1 Et d’ailleurs, à titre personnel, on ne crache jamais sur un bon steack de cheval ou un manteau en poils de chat s’il est bien taillé. Et si notre route croise un jour celle du chien de Michel Drucker, autant vous dire que la bête prendra sévère...


COMMENTAIRES

 


  • lundi 1er décembre 2008 à 10h37, par dav

    Bien vu.

    Tatou dit, tatou bon.

    • mardi 2 décembre 2008 à 18h46, par lémi

      Merci.
      Et Tatou seigneur, tout honneur, en tant que premier commentateur de ce billet a faire une vanne avec « tatou », tu gagnes le tatou d or de la vanne pourrave Art.11, celui qui semblait promis a un certain Zgur. Congratulations



  • lundi 1er décembre 2008 à 11h05, par Benj

    « Le monde sans l’animal serait d’une tristesse infinie »

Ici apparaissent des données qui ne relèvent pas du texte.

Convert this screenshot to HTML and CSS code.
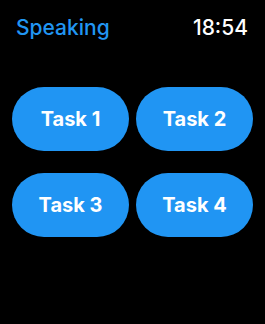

    Si c’était que ça... mais le monde sans l’animal n’existerait tout simplement plus !
    L’humanité en tout cas, n’aurait aucune chance de survivre à la disparition du reste du règne animal.
    Je ne parle pas de la poignée dérisoire de mammifères (5000 espèces tout au plus, tatou compris) dont la disparition n’aurait sans doute pas un impact important, mais des millions d’autres qui sont indispensables à la survie de leurs écosystèmes terrestres ou aquatiques.
    Eliminez les vers de terre de la planète : plus aucune agriculture n’est possible ; supprimez les crustacés des océans : plus de poissons !
    Heureusement ça ne risque pas d’arriver : l’homme disparaitra bien avant le dernier insecte et la dernière éponge, qui en ont vu d’autres.

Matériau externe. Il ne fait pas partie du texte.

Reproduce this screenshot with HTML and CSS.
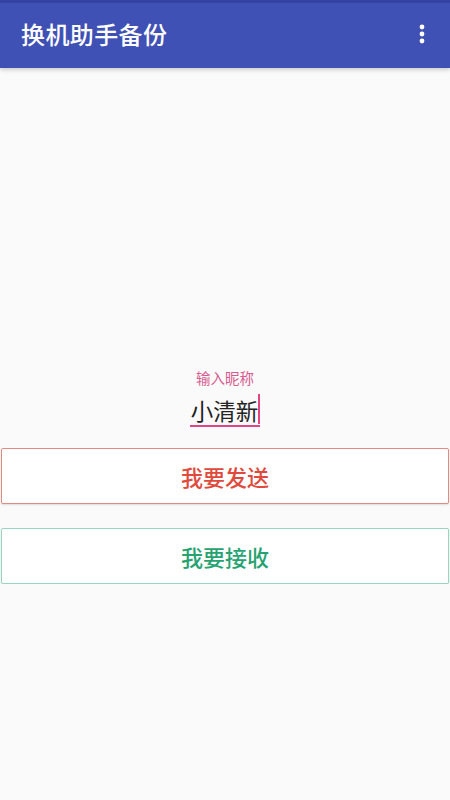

    • mardi 2 décembre 2008 à 18h52, par lémi

      Tout a fait d accord. A ceux qui ne seraient pas convaincus, je conseille d ailleurs l écoute du must chansonnier sur la question, « animal on est mal », par gerard Manset. Absurde et croustillant, et tout à fait révélateur du malaise animalier actuel. D’ailleurs si les ordis Chiliens tout pourris n étaient pas ce qu il étaient, a savoir des ordis tout pourris, j’aurais mis la chanson en fond sonore du billet.

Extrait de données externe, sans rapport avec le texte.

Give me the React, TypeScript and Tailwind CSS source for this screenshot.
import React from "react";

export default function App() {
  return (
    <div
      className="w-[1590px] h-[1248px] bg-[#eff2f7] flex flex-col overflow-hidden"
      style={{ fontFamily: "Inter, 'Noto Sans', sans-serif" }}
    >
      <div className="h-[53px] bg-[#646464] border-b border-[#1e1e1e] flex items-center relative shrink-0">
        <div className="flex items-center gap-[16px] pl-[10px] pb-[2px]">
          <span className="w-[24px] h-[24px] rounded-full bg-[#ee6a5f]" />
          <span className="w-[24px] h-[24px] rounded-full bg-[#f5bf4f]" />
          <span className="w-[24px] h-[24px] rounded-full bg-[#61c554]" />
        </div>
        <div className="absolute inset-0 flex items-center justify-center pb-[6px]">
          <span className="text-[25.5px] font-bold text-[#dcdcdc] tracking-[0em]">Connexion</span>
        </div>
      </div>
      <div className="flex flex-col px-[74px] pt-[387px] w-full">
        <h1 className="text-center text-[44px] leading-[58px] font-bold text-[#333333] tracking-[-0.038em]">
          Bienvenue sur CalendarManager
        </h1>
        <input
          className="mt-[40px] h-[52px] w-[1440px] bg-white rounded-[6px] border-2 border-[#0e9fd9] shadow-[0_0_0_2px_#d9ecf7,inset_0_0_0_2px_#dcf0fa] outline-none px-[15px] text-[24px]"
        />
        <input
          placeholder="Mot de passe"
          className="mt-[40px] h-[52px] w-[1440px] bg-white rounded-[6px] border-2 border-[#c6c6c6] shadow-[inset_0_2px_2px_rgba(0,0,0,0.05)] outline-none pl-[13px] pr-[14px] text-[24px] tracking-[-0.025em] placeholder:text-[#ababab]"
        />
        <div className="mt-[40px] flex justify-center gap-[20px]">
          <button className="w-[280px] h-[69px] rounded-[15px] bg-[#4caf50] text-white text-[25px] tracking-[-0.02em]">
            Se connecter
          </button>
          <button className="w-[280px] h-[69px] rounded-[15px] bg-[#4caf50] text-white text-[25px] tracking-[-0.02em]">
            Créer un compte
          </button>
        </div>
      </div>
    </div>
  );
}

  • lundi 1er décembre 2008 à 12h28, par Françoise

    Si tu entends le tatou crier, tu peux trembler ! (Vieux proverbe patagon).

    Qui sait si on n’entendra pas, un matin ou un soir, des fenêtres de l’Élysée, le cri des tatous affamés ?

    Voir en ligne : http://carnetsfg.wordpress.com/

    • mardi 2 décembre 2008 à 18h59, par lémi

      Je m’interroge, du coup. A quoi peut bien ressembler un cri de tatou ? Un genre de miaulement néandertalien ? de Feulement caverneux ? de piaillement perçant ?
      En tout cas, j aimerais voir la tête décomposée du locataire de l’Elysee quand le premier cri de tatou déchirera l air, le jour de l insurrection (« qui vient », faut il encore le répéter ?) géneralisée.
      En attendant, j affute ma carapace.



  • lundi 1er décembre 2008 à 22h25, par wuwei

    Ta tout dit !

    • lundi 1er décembre 2008 à 23h46, par onoée

      Oui, à quelque chose près : demain il y aura un loup noir derrière chaque tatou.
      Et ce loup noir..., ce sera le flic Bien de chez nous.
      T’as tout, oui, mais nous on t’a Bien.
      Et on ta-Basse fort !!!

      Voir en ligne : http://www.parallelement.fr/

      • mardi 2 décembre 2008 à 19h07, par lémi

        Tatou juste. Face a l’émergence des tatoués, accusés de marginalisme (bandes de pounks), voire pire (« avoue, racaille, t’as t(o)ué »), la recrudescence de forces de l ordre ne tardera pas à s annoncer. ceci dit, un loup, même adopté, il y a toujours un moment où il rejoint la vie sauvage (cf « l appel de la forêt »). Tout n est pas perdu donc.